# Supplied information
--------
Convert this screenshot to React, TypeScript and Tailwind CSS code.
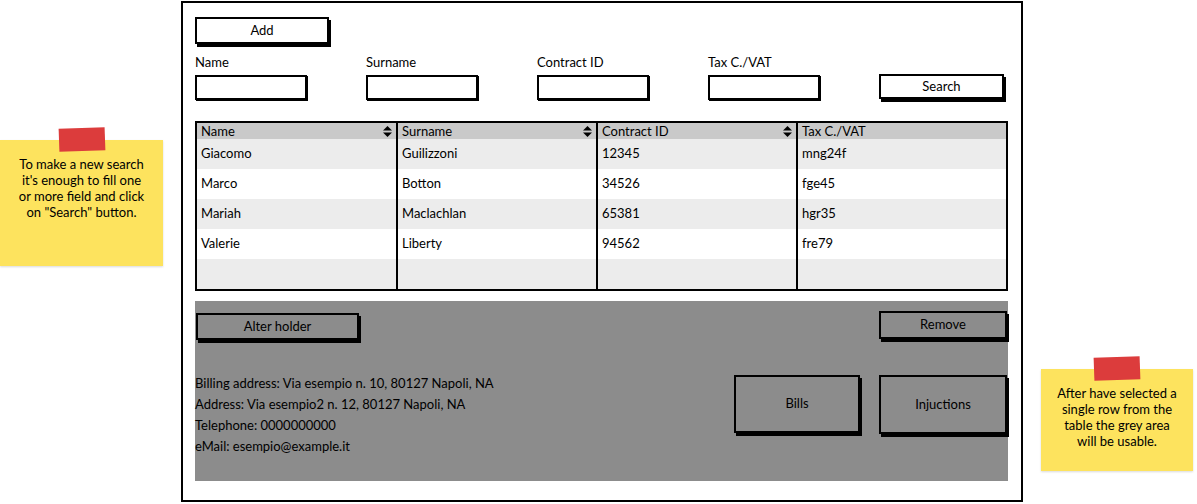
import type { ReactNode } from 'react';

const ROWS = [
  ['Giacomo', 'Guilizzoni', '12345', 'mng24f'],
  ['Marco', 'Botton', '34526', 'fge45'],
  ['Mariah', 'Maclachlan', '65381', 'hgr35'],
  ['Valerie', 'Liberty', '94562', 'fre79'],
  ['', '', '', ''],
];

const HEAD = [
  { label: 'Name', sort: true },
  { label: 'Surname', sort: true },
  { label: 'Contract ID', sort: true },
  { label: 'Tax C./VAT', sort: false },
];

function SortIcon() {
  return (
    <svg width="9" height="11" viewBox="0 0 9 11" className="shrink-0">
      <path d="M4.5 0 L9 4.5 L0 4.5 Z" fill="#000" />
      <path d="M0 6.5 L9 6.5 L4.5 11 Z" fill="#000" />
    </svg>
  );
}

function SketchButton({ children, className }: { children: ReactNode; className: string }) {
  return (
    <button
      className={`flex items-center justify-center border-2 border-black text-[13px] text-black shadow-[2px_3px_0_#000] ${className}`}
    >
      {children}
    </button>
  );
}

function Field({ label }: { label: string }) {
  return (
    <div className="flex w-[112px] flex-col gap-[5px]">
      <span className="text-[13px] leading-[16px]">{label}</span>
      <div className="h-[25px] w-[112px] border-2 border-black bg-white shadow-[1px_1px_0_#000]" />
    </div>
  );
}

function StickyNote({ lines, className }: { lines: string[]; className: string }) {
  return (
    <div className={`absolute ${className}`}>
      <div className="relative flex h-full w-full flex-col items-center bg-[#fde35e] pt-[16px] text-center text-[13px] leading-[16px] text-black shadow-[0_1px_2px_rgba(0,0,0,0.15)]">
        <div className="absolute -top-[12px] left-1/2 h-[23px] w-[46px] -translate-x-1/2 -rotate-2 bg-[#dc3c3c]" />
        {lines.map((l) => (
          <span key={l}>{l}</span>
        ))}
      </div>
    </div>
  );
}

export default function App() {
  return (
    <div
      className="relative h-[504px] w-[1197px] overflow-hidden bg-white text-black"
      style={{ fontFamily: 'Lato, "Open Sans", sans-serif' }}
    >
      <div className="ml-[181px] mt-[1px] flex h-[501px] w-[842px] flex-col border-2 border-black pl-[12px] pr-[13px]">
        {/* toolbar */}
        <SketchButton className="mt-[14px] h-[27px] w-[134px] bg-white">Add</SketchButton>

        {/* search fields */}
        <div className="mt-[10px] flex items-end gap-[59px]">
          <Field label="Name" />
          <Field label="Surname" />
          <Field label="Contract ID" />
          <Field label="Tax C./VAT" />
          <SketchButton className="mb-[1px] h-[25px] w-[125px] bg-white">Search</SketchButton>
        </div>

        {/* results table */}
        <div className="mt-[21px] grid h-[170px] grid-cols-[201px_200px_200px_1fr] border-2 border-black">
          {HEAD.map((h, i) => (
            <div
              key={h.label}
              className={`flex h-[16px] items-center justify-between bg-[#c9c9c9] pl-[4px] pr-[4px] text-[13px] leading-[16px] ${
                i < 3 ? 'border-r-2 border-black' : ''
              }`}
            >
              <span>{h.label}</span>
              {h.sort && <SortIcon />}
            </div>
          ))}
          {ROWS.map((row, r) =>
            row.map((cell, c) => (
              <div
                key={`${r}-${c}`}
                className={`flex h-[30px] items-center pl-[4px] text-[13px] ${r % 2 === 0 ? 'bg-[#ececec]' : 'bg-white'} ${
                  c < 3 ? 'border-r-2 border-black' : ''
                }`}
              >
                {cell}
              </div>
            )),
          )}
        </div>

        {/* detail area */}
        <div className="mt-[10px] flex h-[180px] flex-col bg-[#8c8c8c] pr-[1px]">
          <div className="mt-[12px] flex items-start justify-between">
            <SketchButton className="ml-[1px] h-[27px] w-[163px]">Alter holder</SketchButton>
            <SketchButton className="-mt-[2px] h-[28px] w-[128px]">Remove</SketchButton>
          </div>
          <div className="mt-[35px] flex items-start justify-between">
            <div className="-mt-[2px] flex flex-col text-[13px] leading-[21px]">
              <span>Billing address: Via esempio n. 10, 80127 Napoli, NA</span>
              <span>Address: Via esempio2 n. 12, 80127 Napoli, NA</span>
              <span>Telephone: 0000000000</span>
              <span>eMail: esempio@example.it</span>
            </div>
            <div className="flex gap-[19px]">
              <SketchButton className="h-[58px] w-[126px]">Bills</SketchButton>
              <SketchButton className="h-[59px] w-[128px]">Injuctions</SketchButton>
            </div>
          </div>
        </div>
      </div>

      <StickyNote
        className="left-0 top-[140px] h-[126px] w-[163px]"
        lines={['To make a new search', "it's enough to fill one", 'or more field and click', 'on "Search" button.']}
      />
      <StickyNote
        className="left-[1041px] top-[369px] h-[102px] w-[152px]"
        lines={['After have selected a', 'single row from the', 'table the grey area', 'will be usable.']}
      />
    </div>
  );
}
--------
# Exercise brief
Take the listing above and restate it word for word, without its pictures.

# Exercise result
Convert this screenshot to React, TypeScript and Tailwind CSS code.
import type { ReactNode } from 'react';

const ROWS = [
  ['Giacomo', 'Guilizzoni', '12345', 'mng24f'],
  ['Marco', 'Botton', '34526', 'fge45'],
  ['Mariah', 'Maclachlan', '65381', 'hgr35'],
  ['Valerie', 'Liberty', '94562', 'fre79'],
  ['', '', '', ''],
];

const HEAD = [
  { label: 'Name', sort: true },
  { label: 'Surname', sort: true },
  { label: 'Contract ID', sort: true },
  { label: 'Tax C./VAT', sort: false },
];

function SortIcon() {
  return (
    <svg width="9" height="11" viewBox="0 0 9 11" className="shrink-0">
      <path d="M4.5 0 L9 4.5 L0 4.5 Z" fill="#000" />
      <path d="M0 6.5 L9 6.5 L4.5 11 Z" fill="#000" />
    </svg>
  );
}

function SketchButton({ children, className }: { children: ReactNode; className: string }) {
  return (
    <button
      className={`flex items-center justify-center border-2 border-black text-[13px] text-black shadow-[2px_3px_0_#000] ${className}`}
    >
      {children}
    </button>
  );
}

function Field({ label }: { label: string }) {
  return (
    <div className="flex w-[112px] flex-col gap-[5px]">
      <span className="text-[13px] leading-[16px]">{label}</span>
      <div className="h-[25px] w-[112px] border-2 border-black bg-white shadow-[1px_1px_0_#000]" />
    </div>
  );
}

function StickyNote({ lines, className }: { lines: string[]; className: string }) {
  return (
    <div className={`absolute ${className}`}>
      <div className="relative flex h-full w-full flex-col items-center bg-[#fde35e] pt-[16px] text-center text-[13px] leading-[16px] text-black shadow-[0_1px_2px_rgba(0,0,0,0.15)]">
        <div className="absolute -top-[12px] left-1/2 h-[23px] w-[46px] -translate-x-1/2 -rotate-2 bg-[#dc3c3c]" />
        {lines.map((l) => (
          <span key={l}>{l}</span>
        ))}
      </div>
    </div>
  );
}

export default function App() {
  return (
    <div
      className="relative h-[504px] w-[1197px] overflow-hidden bg-white text-black"
      style={{ fontFamily: 'Lato, "Open Sans", sans-serif' }}
    >
      <div className="ml-[181px] mt-[1px] flex h-[501px] w-[842px] flex-col border-2 border-black pl-[12px] pr-[13px]">
        {/* toolbar */}
        <SketchButton className="mt-[14px] h-[27px] w-[134px] bg-white">Add</SketchButton>

        {/* search fields */}
        <div className="mt-[10px] flex items-end gap-[59px]">
          <Field label="Name" />
          <Field label="Surname" />
          <Field label="Contract ID" />
          <Field label="Tax C./VAT" />
          <SketchButton className="mb-[1px] h-[25px] w-[125px] bg-white">Search</SketchButton>
        </div>

        {/* results table */}
        <div className="mt-[21px] grid h-[170px] grid-cols-[201px_200px_200px_1fr] border-2 border-black">
          {HEAD.map((h, i) => (
            <div
              key={h.label}
              className={`flex h-[16px] items-center justify-between bg-[#c9c9c9] pl-[4px] pr-[4px] text-[13px] leading-[16px] ${
                i < 3 ? 'border-r-2 border-black' : ''
              }`}
            >
              <span>{h.label}</span>
              {h.sort && <SortIcon />}
            </div>
          ))}
          {ROWS.map((row, r) =>
            row.map((cell, c) => (
              <div
                key={`${r}-${c}`}
                className={`flex h-[30px] items-center pl-[4px] text-[13px] ${r % 2 === 0 ? 'bg-[#ececec]' : 'bg-white'} ${
                  c < 3 ? 'border-r-2 border-black' : ''
                }`}
              >
                {cell}
              </div>
            )),
          )}
        </div>

        {/* detail area */}
        <div className="mt-[10px] flex h-[180px] flex-col bg-[#8c8c8c] pr-[1px]">
          <div className="mt-[12px] flex items-start justify-between">
            <SketchButton className="ml-[1px] h-[27px] w-[163px]">Alter holder</SketchButton>
            <SketchButton className="-mt-[2px] h-[28px] w-[128px]">Remove</SketchButton>
          </div>
          <div className="mt-[35px] flex items-start justify-between">
            <div className="-mt-[2px] flex flex-col text-[13px] leading-[21px]">
              <span>Billing address: Via esempio n. 10, 80127 Napoli, NA</span>
              <span>Address: Via esempio2 n. 12, 80127 Napoli, NA</span>
              <span>Telephone: 0000000000</span>
              <span>eMail: esempio@example.it</span>
            </div>
            <div className="flex gap-[19px]">
              <SketchButton className="h-[58px] w-[126px]">Bills</SketchButton>
              <SketchButton className="h-[59px] w-[128px]">Injuctions</SketchButton>
            </div>
          </div>
        </div>
      </div>

      <StickyNote
        className="left-0 top-[140px] h-[126px] w-[163px]"
        lines={['To make a new search', "it's enough to fill one", 'or more field and click', 'on "Search" button.']}
      />
      <StickyNote
        className="left-[1041px] top-[369px] h-[102px] w-[152px]"
        lines={['After have selected a', 'single row from the', 'table the grey area', 'will be usable.']}
      />
    </div>
  );
}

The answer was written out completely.